斉彬の死後、藩主になったのはその養子・島津忠義(ただよし)。だけど、実際に藩の実権を握ったのは実の弟・島津久光(ひさみつ)。久光が上京した際に起きたのが、有名な生麦事件。大名行列を無礼にも横切ったイギリス人を斬り捨て、これがきっかけで薩摩とイギリスの間で「薩英戦争」が起きます。この戦争で薩摩は西洋の軍事力の差をまざまざと見せつけられることになりました。

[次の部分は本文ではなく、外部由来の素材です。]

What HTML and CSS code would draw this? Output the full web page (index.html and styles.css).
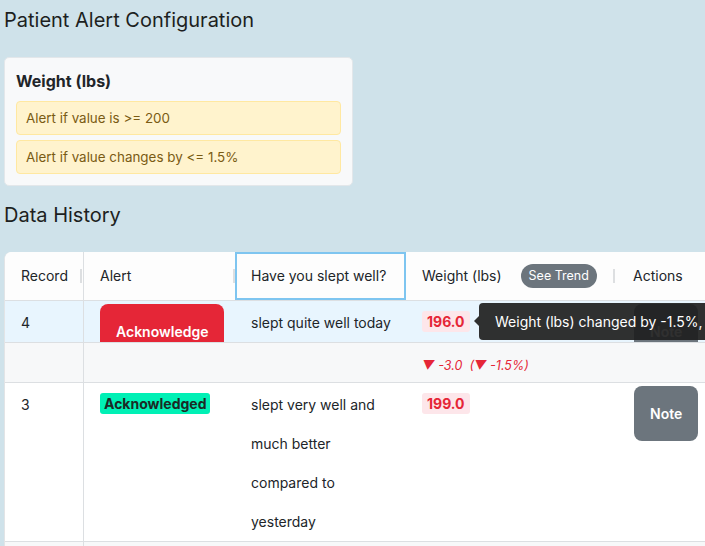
FILE: index.html
```html
<!DOCTYPE html>
<html lang="en">
<head>
<meta charset="utf-8">
<title>Patient Alert Configuration</title>
<link rel="stylesheet" href="styles.css">
</head>
<body>
  <h1 class="page-title">Patient Alert Configuration</h1>
  <section class="config-card">
    <h2 class="config-title">Weight (lbs)</h2>
    <div class="alert-rule">Alert if value is &gt;= 200</div>
    <div class="alert-rule">Alert if value changes by &lt;= 1.5%</div>
  </section>

  <h1 class="page-title section-title">Data History</h1>

  <div class="grid">
    <div class="row header">
      <div class="cell col-record"><span>Record</span><i class="handle"></i></div>
      <div class="cell"><span>Alert</span><i class="handle"></i></div>
      <div class="cell focused"><span>Have you slept well?</span><i class="handle"></i></div>
      <div class="cell"><span>Weight (lbs)</span><span class="pill">See Trend</span><i class="handle"></i></div>
      <div class="cell"><span>Actions</span></div>
    </div>

    <div class="row row-selected">
      <div class="cell col-record">4</div>
      <div class="cell clip"><button class="btn btn-danger">Acknowledge</button></div>
      <div class="cell">slept quite well today</div>
      <div class="cell tip-anchor">
        <span class="badge badge-red">196.0</span>
        <div class="tooltip">Weight (lbs) changed by -1.5%, exceeding the alert threshold</div>
      </div>
      <div class="cell clip"><button class="btn btn-note">Note</button></div>
    </div>

    <div class="row row-detail">
      <div class="cell col-record"></div>
      <div class="cell"></div>
      <div class="cell"></div>
      <div class="cell"><span class="delta">▼ -3.0 &nbsp;(▼ -1.5%)</span></div>
      <div class="cell"></div>
    </div>

    <div class="row row-plain">
      <div class="cell col-record">3</div>
      <div class="cell"><span class="badge badge-green">Acknowledged</span></div>
      <div class="cell wrap">slept very well and much better compared to yesterday</div>
      <div class="cell"><span class="badge badge-red">199.0</span></div>
      <div class="cell"><button class="btn btn-note">Note</button></div>
    </div>

    <div class="row row-detail">
      <div class="cell col-record"></div>
      <div class="cell"></div>
      <div class="cell"></div>
      <div class="cell"></div>
      <div class="cell"></div>
    </div>
  </div>
</body>
</html>
```

FILE: styles.css
```css
html, body {
  margin: 0;
  overflow: hidden;
}
body {
  background: #cfe2ea;
  padding: 0 0 0 4px;
  font-family: Inter, "Noto Sans", sans-serif;
  color: #212529;
  font-size: 14px;
}
.page-title {
  margin: 8px 0 0;
  font-size: 20px;
  line-height: 24px;
  font-weight: 400;
  color: #1d1f21;
}
.section-title {
  margin-top: 17px;
}
.config-card {
  width: 325px;
  margin-top: 25px;
  background: #f8f9fa;
  border: 1px solid #e3e7ea;
  border-radius: 5px;
  padding: 11px;
  display: flex;
  flex-direction: column;
  gap: 5px;
}
.config-title {
  margin: 0 0 3px;
  font-size: 16px;
  line-height: 24px;
  font-weight: 700;
  color: #212529;
}
.alert-rule {
  height: 32px;
  line-height: 32px;
  padding: 0 9px;
  background: #fff3cd;
  border: 1px solid #ffe8a1;
  border-radius: 4px;
  font-size: 13.4px;
  color: #7a5b14;
}

.grid {
  margin-top: 25px;
  width: 778px;
  background: #ffffff;
  border-left: 1px solid #e2e4e6;
  border-top-left-radius: 7px;
}
.row {
  display: grid;
  grid-template-columns: 79px 151px 171px 211px 160px;
  border-bottom: 1px solid #dcdfe2;
}
.cell {
  padding: 2px 0 0 16px;
  line-height: 39px;
  position: relative;
}
.col-record {
  border-right: 1px solid #dcdfe2;
}
.header {
  height: 48px;
  background: #fdfdfd;
  border-top-left-radius: 7px;
}
.header .cell {
  padding: 0 0 0 16px;
  display: flex;
  align-items: center;
  line-height: 20px;
}
.header .col-record {
  padding-right: 1px;
}
.handle {
  margin-left: auto;
  width: 2px;
  height: 14px;
  background: #dddfe1;
}
.focused {
  outline: 2px solid #7ec5f0;
  outline-offset: -2px;
}
.pill {
  margin-left: 19px;
  background: #6c757d;
  color: #ffffff;
  font-size: 12.5px;
  line-height: 24px;
  height: 24px;
  padding: 0 8px;
  border-radius: 12px;
}
.header .cell:nth-child(4) .handle {
  margin-right: 2px;
}

.row-selected {
  height: 41px;
  background: #e8f5fe;
}
.row-detail {
  height: 39px;
  background: #f7f8f9;
}
.row-plain {
  height: 158px;
  background: #ffffff;
}
.clip {
  overflow: hidden;
}
.wrap {
  padding-right: 20px;
}

.btn {
  font-family: Inter, "Noto Sans", sans-serif;
  font-size: 14px;
  font-weight: 600;
  line-height: 19px;
  padding: 18px 16px;
  border: none;
  border-radius: 8px;
  color: #ffffff;
  vertical-align: top;
  margin-top: 1px;
}
.btn-danger {
  background: #e52637;
}
.btn-note {
  background: #6c757d;
  margin-left: 1px;
}

.badge {
  display: inline-block;
  line-height: 21px;
  padding: 0 5px;
  border-radius: 3px;
  font-weight: 700;
  vertical-align: 1px;
}
.badge-red {
  background: #fde6ea;
  color: #e52637;
}
.badge-green {
  background: #00f0b5;
  color: #1b2a26;
  padding: 0 4px;
}
.delta {
  color: #e52637;
  font-style: italic;
  font-size: 12.5px;
}

.tip-anchor {
  z-index: 2;
}
.tooltip {
  position: absolute;
  left: 73px;
  top: 2px;
  height: 37px;
  line-height: 37px;
  padding: 0 16px;
  white-space: nowrap;
  color: #ffffff;
  font-size: 14px;
  background: rgba(30, 30, 30, 0.92);
  border-radius: 4px;
}
.tooltip::before {
  content: "";
  position: absolute;
  left: -5px;
  top: 13px;
  border-style: solid;
  border-width: 5px 5px 5px 0;
  border-color: transparent rgba(30, 30, 30, 0.92) transparent transparent;
}
```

薩摩藩はお金を蓄えるために、石高(国の収入みたいなもの)を少なめに幕府に申告して、幕府には目立たないように気を使っていたようです。一方で、江戸では立派な屋敷を構えて、忠誠心をアピールする。絶妙なバランス感覚を持っていました。

しかも教育にも力を入れていて、鹿児島の郷中教育も有名です。「未来のためなら借金もやむなし!」っていうくらい、人を育てることに本気でした。

海外渡航が発覚したら死罪、だけど薩摩は留学した

当時、日本は江戸時代で鎖国。幕府は「海外渡航禁止令」を出していて。無断で渡航すれば発覚次第死罪。そんな中、薩摩藩は1865年、薩摩藩英国留学生団を密かにイギリスへ派遣し、留学を実現させた。力の差を感じたイギリスに行って学んだんです。それが「若き薩摩の群像」、リスクを取って未来を変えた人たちなんです。

留学を陰で支援したのが、西郷隆盛大久保利通といった薩摩藩の重鎮たち。彼らは若者たちに「西洋の学問と技術を学んでこい!」と強く後押ししたそうです。

この留学生団は藩の優秀な青少年15名と使節団4名の19名で構成され、学生として現地で学んだ15名は「薩摩藩第一次英国留学生」や「薩摩スチューデント」とも呼ばれています。

若き薩摩の群像の説明

その多くが明治維新の立役者となり、1868年に始まった明治時代の中枢を担う存在となっていきます。たとえば、五代友厚(実業界)、寺島宗則(外務大臣)がいて、日本の近代化に大きな影響を与えた。明治政府の中心には、九州(特に薩摩と長州)出身者ばかり、みんな若くて、その存在感は圧倒的。そういう歴史だけ見ると、鹿児島は相当ギラギラしていたと思う。

薩摩藩英国留学生記念館には「薩摩スチューデント」の展示があるんですが、鹿児島中心から少し遠いので行けませんでした。

すごいのは、鹿児島県は現在も若者を海外留学に派遣する奨学制度「薩摩スチューデント制度」を行っているんです。すばらしいですね。